The level of quality is reminiscent of those microbudget "mockbusters" that have invaded rental kiosks and on-demand services over the last few years - the ones designed to fool people into thinking they're renting something close to, if not the actual, real thing (Transmorphers, anyone?) Honestly, IFC Films may have been better off just shelving it until May and then dropping it on VOD under the title Alien Avengers. It's at least worth a shot, right?

I suspect one of the reasons this movie got made at all is because of an industry-wide directive requiring that at least a couple of "found-footage" movies be made in every possible subgenre, and so Alien Outpost fulfills the "alien invasion" quota. Y'know - for posterity. So on that day in the future when actual aliens finally do make contact, we can show them the wide variety of narratives we captured on video tape (and the aliens can wonder to themselves why the movies are all so visually ugly).
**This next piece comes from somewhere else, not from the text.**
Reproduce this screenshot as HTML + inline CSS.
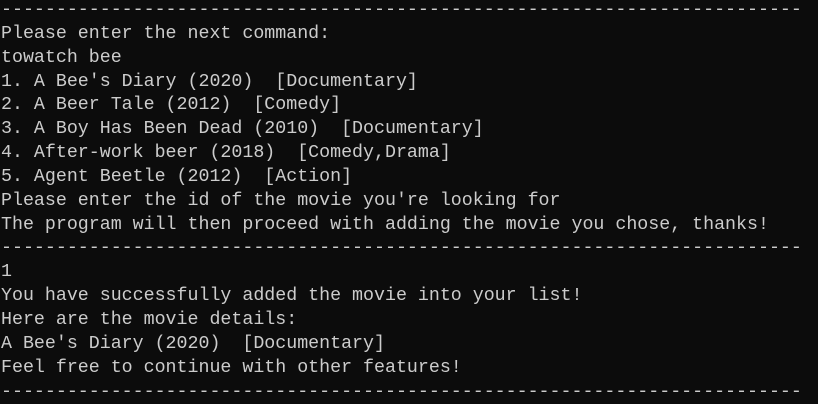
<!DOCTYPE html>
<html><head><style>
html,body{margin:0;padding:0;background:#0c0c0c;width:818px;height:403px;overflow:hidden}
pre{margin:0;position:absolute;left:1px;top:-1px;font-family:"Liberation Mono",monospace;font-size:18.3px;line-height:23.85px;color:#cccccc}
</style></head><body>
<pre>-------------------------------------------------------------------------
Please enter the next command:
towatch bee
1. A Bee's Diary (2020)  [Documentary]
2. A Beer Tale (2012)  [Comedy]
3. A Boy Has Been Dead (2010)  [Documentary]
4. After-work beer (2018)  [Comedy,Drama]
5. Agent Beetle (2012)  [Action]
Please enter the id of the movie you're looking for
The program will then proceed with adding the movie you chose, thanks!
-------------------------------------------------------------------------
1
You have successfully added the movie into your list!
Here are the movie details:
A Bee's Diary (2020)  [Documentary]
Feel free to continue with other features!
-------------------------------------------------------------------------</pre>
</body></html>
But anyway, yes: this movie is presented in faux-documentary format. Most of the story is told through handheld footage from a film crew embedded with a military unit stationed at one of the few remaining outposts once used as strongholds against an extraterrestrial attack years earlier. The title cards tell us that the year is 2033, the invasion having taken place more than a decade prior, leaving civilization in shambles. The military unit is part of the United States Defense Force, which we're told took over various global duties once the UN dissolved in the wake of the attack. (We get several bits of stock footage to fill in the gaps as the history of this ongoing war is explained to us.)

So that's the setup, and the movie involves a conflict with the aliens - known as Heavies* and dressed in absolutely awful, Mystery Science Theater 3000-worthy costumes - that we couldn't possibly care less about, among almost entirely interchangeable characters (beyond a couple who yell or overact their way into recognition). The film occasionally shifts over to talking-head interviews with the soldiers from both during and after the conflict. Structurally, it's a bit similar to 2013's Europa Report, except the interview segments in this case don't add any context or dramatic balance. They're just in there as an arbitrary technique. (It's possible, even probable, the filmmakers wanted those scenes to give some depth to the characters who otherwise blend in, but it fails on that level, too.)

* Unfortunately, despite the moniker, the Heavies are NOT played by, say, Ray Winstone and Mark Strong types. A pity, really.

Because it is apparently impossible for any modern movie to not draw a parallel between its story and the War on Terror, Alien Outpost is - of course - set in the Middle East around religiously provincial villages. And look, I'm sure shooting in the desert saved the filmmakers a lot of money. But for a film that purports to examine a global invasion, it would have sure been nice for it to try a location that hasn't already been exploited by thousands of other movies and TV shows over the last dozen years. Aren't there aliens hanging out in Europe or South America somewhere?

Apparently not. In any case, regardless of location, the movie itself is a waste of time and effort, and there are movies just like it - just as pointless, just as cheaply made - available almost everywhere you look.